▶ _GIVEN MATERIAL_
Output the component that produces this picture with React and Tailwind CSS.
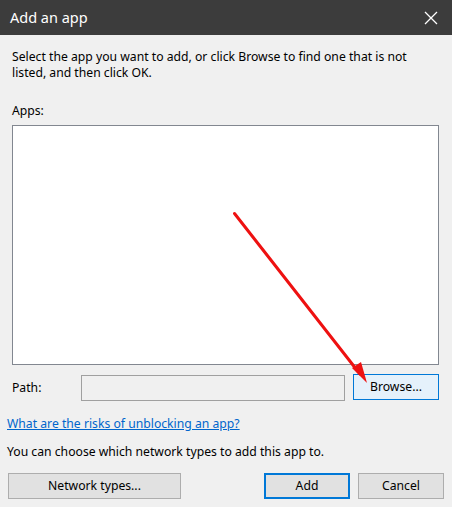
import React from "react";

export default function App() {
  return (
    <div
      className="relative w-[452px] h-[507px] bg-[#f0f0f0] text-[12.2px] text-black overflow-hidden"
      style={{ fontFamily: '"Noto Sans", "Open Sans", sans-serif' }}
    >
      <div className="h-[35px] bg-[#3c3c3c] flex items-center justify-between pl-[10px] pr-[12px]">
        <span className="text-white text-[14.5px] leading-none">Add an app</span>
        <svg width="16" height="16" viewBox="0 0 16 16" className="mr-[1px]">
          <path d="M2 2 L14 14 M14 2 L2 14" stroke="white" strokeWidth="1.3" fill="none" />
        </svg>
      </div>
      <div className="px-[12px] pt-[14px]">
        <p className="leading-[16px] pr-[20px]">
          Select the app you want to add, or click Browse to find one that is not listed, and then click OK.
        </p>
        <p className="mt-[22px] leading-[16px]">Apps:</p>
        <div className="mt-[6px] w-[427px] h-[240px] bg-white border border-[#828790]"></div>
        <div className="flex items-center mt-[10px]">
          <span className="w-[69px]">Path:</span>
          <div className="w-[264px] h-[26px] border border-[#a0a0a0] bg-[#f0f0f0]"></div>
          <button className="ml-[8px] w-[86px] h-[26px] -mt-[2px] border border-[#0078d7] bg-[#e5f1fb]">
            Browse...
          </button>
        </div>
      </div>
      <div className="px-[7px]">
        <a className="block mt-[15px] text-[#0066cc] underline leading-[16px]">
          What are the risks of unblocking an app?
        </a>
        <p className="mt-[12px] leading-[16px]">You can choose which network types to add this app to.</p>
        <div className="flex mt-[13px]">
          <button className="ml-[1px] w-[173px] h-[26px] bg-[#e1e1e1] border border-[#adadad]">Network types...</button>
          <button className="ml-[83px] w-[86px] h-[26px] bg-[#e1e1e1] border-2 border-[#0078d7]">Add</button>
          <button className="ml-[8px] w-[86px] h-[26px] bg-[#e1e1e1] border border-[#adadad]">Cancel</button>
        </div>
      </div>
      <svg className="absolute left-0 top-0 pointer-events-none" width="452" height="507">
        <line x1="234.5" y1="213.5" x2="360" y2="374" stroke="#ee1111" strokeWidth="3" strokeLinecap="round" />
        <polygon points="367,383 352,368 361,362" fill="#ee1111" />
      </svg>
    </div>
  );
}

▶ _EXERCISE DIRECTIONS_
Output the data exactly. Pictures don't belong in the result.

▶ _RESULT_
Output the component that produces this picture with React and Tailwind CSS.
import React from "react";

export default function App() {
  return (
    <div
      className="relative w-[452px] h-[507px] bg-[#f0f0f0] text-[12.2px] text-black overflow-hidden"
      style={{ fontFamily: '"Noto Sans", "Open Sans", sans-serif' }}
    >
      <div className="h-[35px] bg-[#3c3c3c] flex items-center justify-between pl-[10px] pr-[12px]">
        <span className="text-white text-[14.5px] leading-none">Add an app</span>
        <svg width="16" height="16" viewBox="0 0 16 16" className="mr-[1px]">
          <path d="M2 2 L14 14 M14 2 L2 14" stroke="white" strokeWidth="1.3" fill="none" />
        </svg>
      </div>
      <div className="px-[12px] pt-[14px]">
        <p className="leading-[16px] pr-[20px]">
          Select the app you want to add, or click Browse to find one that is not listed, and then click OK.
        </p>
        <p className="mt-[22px] leading-[16px]">Apps:</p>
        <div className="mt-[6px] w-[427px] h-[240px] bg-white border border-[#828790]"></div>
        <div className="flex items-center mt-[10px]">
          <span className="w-[69px]">Path:</span>
          <div className="w-[264px] h-[26px] border border-[#a0a0a0] bg-[#f0f0f0]"></div>
          <button className="ml-[8px] w-[86px] h-[26px] -mt-[2px] border border-[#0078d7] bg-[#e5f1fb]">
            Browse...
          </button>
        </div>
      </div>
      <div className="px-[7px]">
        <a className="block mt-[15px] text-[#0066cc] underline leading-[16px]">
          What are the risks of unblocking an app?
        </a>
        <p className="mt-[12px] leading-[16px]">You can choose which network types to add this app to.</p>
        <div className="flex mt-[13px]">
          <button className="ml-[1px] w-[173px] h-[26px] bg-[#e1e1e1] border border-[#adadad]">Network types...</button>
          <button className="ml-[83px] w-[86px] h-[26px] bg-[#e1e1e1] border-2 border-[#0078d7]">Add</button>
          <button className="ml-[8px] w-[86px] h-[26px] bg-[#e1e1e1] border border-[#adadad]">Cancel</button>
        </div>
      </div>
      <svg className="absolute left-0 top-0 pointer-events-none" width="452" height="507">
        <line x1="234.5" y1="213.5" x2="360" y2="374" stroke="#ee1111" strokeWidth="3" strokeLinecap="round" />
        <polygon points="367,383 352,368 361,362" fill="#ee1111" />
      </svg>
    </div>
  );
}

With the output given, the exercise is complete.